La police et la gendarmerie durent intervenir ; une femme fut mise en prison.
Cela calma un peu les autres.
L'arrivée de l'évêque vendredi fit-elle diversion ?
Mais samedi l'agitation recommençait, comme nous l'apprend
la lettre suivante, datée de Douarnenez, hier matin :
Le chargement du Gipsy, commencé vendredi, s'était passé
avec le plus grand calme ;
mais hier, samedi, une vingtaine de caisses d'œufs et quelques paniers
de beurre, arrivés par le train de deux heures, étant transportés
par des charrettes au quai, d'où on devait les embarquer à bord du vapeur, un rassemblement de femmes et de quelques marins plus ou moins ivres
se forma, et lorsqu'il s'est agi de mettre caisses et paniers à bord
d'un canot, la foule, grossie, empêcha tout embarquement.
Trois ou quatre caisses d'œufs ont été jetées à la grève, sur les roches, où elles se sont cassées :
en même temps, on emportait des paniers de beurre.
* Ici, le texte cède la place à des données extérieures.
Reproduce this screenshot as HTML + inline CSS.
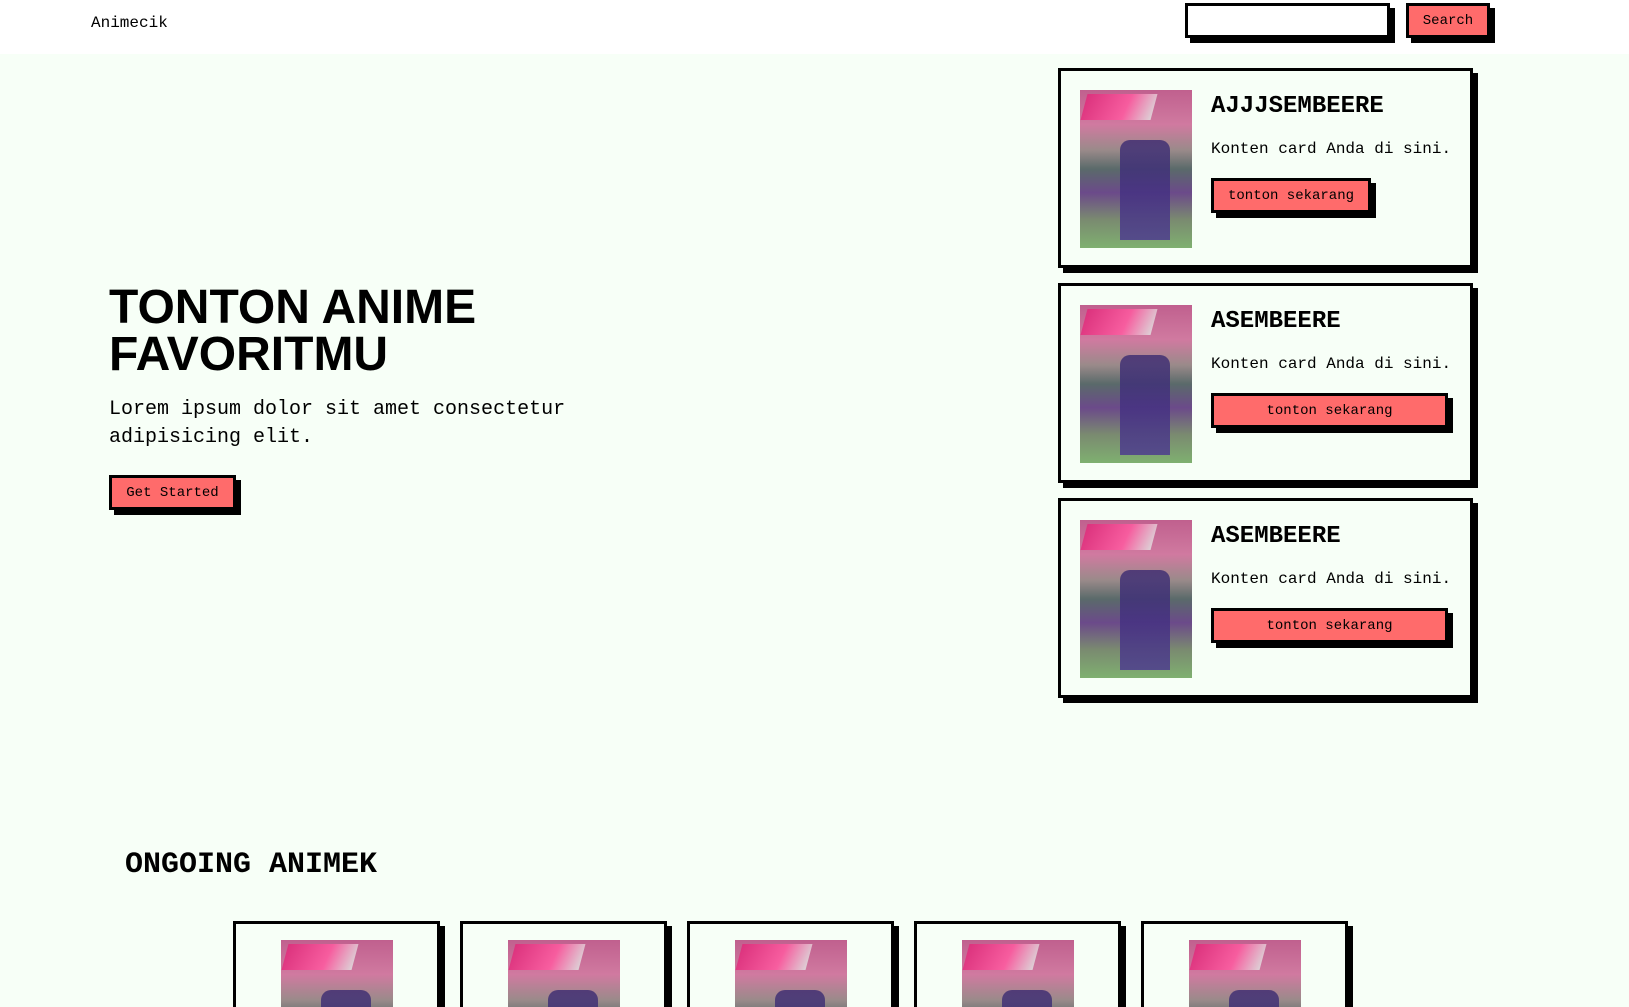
<!DOCTYPE html>
<html><head><style>
*{box-sizing:border-box;margin:0;padding:0}
html,body{width:1629px;height:1007px;overflow:hidden}
body{background:#f7fff7;font-family:"Liberation Mono",monospace;color:#000;position:relative}
.hdr{position:absolute;left:0;top:0;width:1629px;height:54px;background:#fff}
.abs{position:absolute}
.btn{position:absolute;background:#ff6b6b;border:3px solid #000;box-shadow:5px 5px 0 #000;font-size:14px;display:flex;align-items:center;justify-content:center;color:#000}
.card{position:absolute;left:1058px;width:415px;height:200px;border:3px solid #000;box-shadow:5px 5px 0 #000;background:#f7fff7}
.img{position:absolute;width:112px;height:158px;background:
linear-gradient(180deg,#c0608e 0%,#d07aa0 22%,#9a8a8a 38%,#5a6a6a 50%,#6b4a8a 65%,#7a8a70 82%,#7fb070 100%)}
.img:before{content:"";position:absolute;left:4px;top:4px;width:70px;height:26px;background:linear-gradient(100deg,#e02a7a,#ff5aa0 60%,#e0e0e0);transform:skewX(-15deg);opacity:.85}
.img:after{content:"";position:absolute;left:40px;top:50px;width:50px;height:100px;background:linear-gradient(180deg,#3a2a70,#4a3590);border-radius:10px 10px 0 0;opacity:.8}
.ct{position:absolute;left:150px;top:22px;font-size:24px;font-weight:bold}
.cp{position:absolute;left:150px;top:69px;font-size:16px}
.bc{position:absolute;top:921px;width:207px;height:86px;border:3px solid #000;border-bottom:none;box-shadow:5px 5px 0 #000;background:#f7fff7;overflow:hidden}
.bc .img{left:45px;top:16px}
</style></head><body>
<div class="hdr"></div>
<div class="abs" style="left:91px;top:14px;font-size:16px">Animecik</div>
<div class="abs" style="left:1185px;top:3px;width:205px;height:35px;background:#fff;border:3px solid #000;box-shadow:5px 5px 0 #000"></div>
<div class="btn" style="left:1406px;top:3px;width:84px;height:35px">Search</div>

<div class="abs" style="left:109px;top:284px;font-family:'Liberation Sans',sans-serif;font-weight:bold;font-size:48px;line-height:47px">TONTON ANIME<br>FAVORITMU</div>
<div class="abs" style="left:109px;top:396px;font-size:20px;line-height:28px;width:480px">Lorem ipsum dolor sit amet consectetur adipisicing elit.</div>
<div class="btn" style="left:109px;top:475px;width:127px;height:35px">Get Started</div>

<div class="card" style="top:68px"><div class="img" style="left:19px;top:19px"></div><div class="ct">AJJJSEMBEERE</div><div class="cp">Konten card Anda di sini.</div><div class="btn" style="left:150px;top:107px;width:160px;height:35px">tonton sekarang</div></div>
<div class="card" style="top:283px"><div class="img" style="left:19px;top:19px"></div><div class="ct">ASEMBEERE</div><div class="cp">Konten card Anda di sini.</div><div class="btn" style="left:150px;top:107px;width:237px;height:35px">tonton sekarang</div></div>
<div class="card" style="top:498px"><div class="img" style="left:19px;top:19px"></div><div class="ct">ASEMBEERE</div><div class="cp">Konten card Anda di sini.</div><div class="btn" style="left:150px;top:107px;width:237px;height:35px">tonton sekarang</div></div>

<div class="abs" style="left:125px;top:848px;font-size:30px;font-weight:bold">ONGOING ANIMEK</div>
<div class="bc" style="left:233px"><div class="img"></div></div>
<div class="bc" style="left:460px"><div class="img"></div></div>
<div class="bc" style="left:687px"><div class="img"></div></div>
<div class="bc" style="left:914px"><div class="img"></div></div>
<div class="bc" style="left:1141px"><div class="img"></div></div>
</body></html>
Ça été, pendant que quelqu’un était allé chercher la police et la gendarmerie, un vrai pillage.
À l’arrivée des autorités, le maire en tête, les esprits se sont un peu calmés ;
mais, peu de temps après, et lorsque la foule s'aperçut qu'on allait transporter les marchandises à la gare,
le pillage a recommencé.
Ce n'est qu’avec beaucoup d'énergie que l'on a pu retirer des mains de ces furies le restant des marchandises.
« Sans l'énergie de la gendarmerie et de la police et leur dévouement, toutes les marchandises auraient été pillées. »
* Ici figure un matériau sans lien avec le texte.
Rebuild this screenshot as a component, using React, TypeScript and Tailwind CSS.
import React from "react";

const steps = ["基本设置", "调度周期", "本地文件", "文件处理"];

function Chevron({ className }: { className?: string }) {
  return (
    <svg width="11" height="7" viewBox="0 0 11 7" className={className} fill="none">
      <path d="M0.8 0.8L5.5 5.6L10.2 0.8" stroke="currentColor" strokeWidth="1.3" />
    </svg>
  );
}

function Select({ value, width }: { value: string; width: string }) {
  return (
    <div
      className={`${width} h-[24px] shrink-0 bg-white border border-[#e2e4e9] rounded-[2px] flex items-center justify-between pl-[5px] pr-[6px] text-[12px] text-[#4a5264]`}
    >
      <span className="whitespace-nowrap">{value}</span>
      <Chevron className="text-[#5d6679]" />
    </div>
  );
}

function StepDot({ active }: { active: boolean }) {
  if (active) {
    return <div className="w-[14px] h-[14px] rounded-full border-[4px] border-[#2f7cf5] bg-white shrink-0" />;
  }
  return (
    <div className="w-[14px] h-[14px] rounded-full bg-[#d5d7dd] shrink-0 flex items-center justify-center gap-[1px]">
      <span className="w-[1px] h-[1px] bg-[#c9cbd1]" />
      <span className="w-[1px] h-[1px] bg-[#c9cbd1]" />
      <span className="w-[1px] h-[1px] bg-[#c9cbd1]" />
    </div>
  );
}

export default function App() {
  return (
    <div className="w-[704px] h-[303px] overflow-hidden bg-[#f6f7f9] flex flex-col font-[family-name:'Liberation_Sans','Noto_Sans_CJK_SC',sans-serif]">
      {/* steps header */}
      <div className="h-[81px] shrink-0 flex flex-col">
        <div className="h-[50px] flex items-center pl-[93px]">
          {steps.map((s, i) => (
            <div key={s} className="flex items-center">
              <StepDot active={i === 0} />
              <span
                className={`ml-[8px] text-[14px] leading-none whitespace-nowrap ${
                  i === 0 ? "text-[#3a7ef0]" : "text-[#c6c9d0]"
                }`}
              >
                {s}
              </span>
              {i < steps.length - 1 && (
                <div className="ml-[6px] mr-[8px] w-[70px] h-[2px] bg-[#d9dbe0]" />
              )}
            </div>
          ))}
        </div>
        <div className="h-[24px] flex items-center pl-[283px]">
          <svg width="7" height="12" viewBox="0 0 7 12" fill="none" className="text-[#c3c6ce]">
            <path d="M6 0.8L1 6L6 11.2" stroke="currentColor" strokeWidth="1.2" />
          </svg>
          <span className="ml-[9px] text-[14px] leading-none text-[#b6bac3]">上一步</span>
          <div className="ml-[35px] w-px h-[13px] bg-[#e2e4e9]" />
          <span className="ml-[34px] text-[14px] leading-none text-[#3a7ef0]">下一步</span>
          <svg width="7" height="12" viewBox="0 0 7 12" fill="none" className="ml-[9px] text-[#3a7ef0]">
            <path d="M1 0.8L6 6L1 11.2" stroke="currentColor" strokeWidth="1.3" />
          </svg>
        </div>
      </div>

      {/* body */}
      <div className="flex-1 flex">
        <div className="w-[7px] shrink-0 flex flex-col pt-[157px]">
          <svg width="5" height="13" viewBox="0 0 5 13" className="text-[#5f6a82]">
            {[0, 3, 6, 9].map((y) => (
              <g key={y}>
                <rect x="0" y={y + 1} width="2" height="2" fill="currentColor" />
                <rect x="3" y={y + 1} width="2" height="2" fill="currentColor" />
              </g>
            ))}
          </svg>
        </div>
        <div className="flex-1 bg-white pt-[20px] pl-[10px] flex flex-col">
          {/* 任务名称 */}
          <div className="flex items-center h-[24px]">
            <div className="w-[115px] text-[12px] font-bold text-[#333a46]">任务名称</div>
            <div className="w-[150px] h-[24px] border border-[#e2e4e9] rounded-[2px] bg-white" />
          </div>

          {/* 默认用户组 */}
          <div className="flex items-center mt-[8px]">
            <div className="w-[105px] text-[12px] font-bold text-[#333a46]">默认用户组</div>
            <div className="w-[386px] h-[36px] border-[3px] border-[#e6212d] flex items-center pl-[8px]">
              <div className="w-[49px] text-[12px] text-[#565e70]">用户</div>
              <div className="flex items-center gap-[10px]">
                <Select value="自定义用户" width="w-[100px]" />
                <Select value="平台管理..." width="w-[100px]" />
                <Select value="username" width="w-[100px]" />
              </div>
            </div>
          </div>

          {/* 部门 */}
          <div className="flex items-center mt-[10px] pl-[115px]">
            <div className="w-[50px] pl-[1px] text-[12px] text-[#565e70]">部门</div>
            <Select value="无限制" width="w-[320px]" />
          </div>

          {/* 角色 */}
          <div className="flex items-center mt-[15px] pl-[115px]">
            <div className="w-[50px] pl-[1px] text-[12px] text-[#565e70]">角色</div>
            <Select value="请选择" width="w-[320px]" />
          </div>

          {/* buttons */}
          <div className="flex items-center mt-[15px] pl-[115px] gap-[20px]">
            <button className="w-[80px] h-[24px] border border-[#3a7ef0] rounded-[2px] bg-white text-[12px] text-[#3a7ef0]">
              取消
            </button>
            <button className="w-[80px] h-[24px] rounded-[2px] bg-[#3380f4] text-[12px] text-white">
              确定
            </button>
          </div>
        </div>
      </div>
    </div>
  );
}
On voyait des scènes de ce genre se produire en France, dans les diverses provinces, à la veille de la Révolution, lorsque Turgot eut aboli les douanes intérieures.
Parce que les grains du Bourbonnais, par exemple, où la récolte avait été abondante,
allaient être transportés dans la province voisine, où la récolte avait été moins bonne,
les paysans du Bourbonnais s'imaginaient qu'on allait les affamer.
C'est précisément dans un but contraire que Turgot établissait la liberté du commerce.
Espérons qu'on aura raison de l'hostilité des femmes de Douarnenez
et qu'on ne verra plus ces scènes d'un autre âge.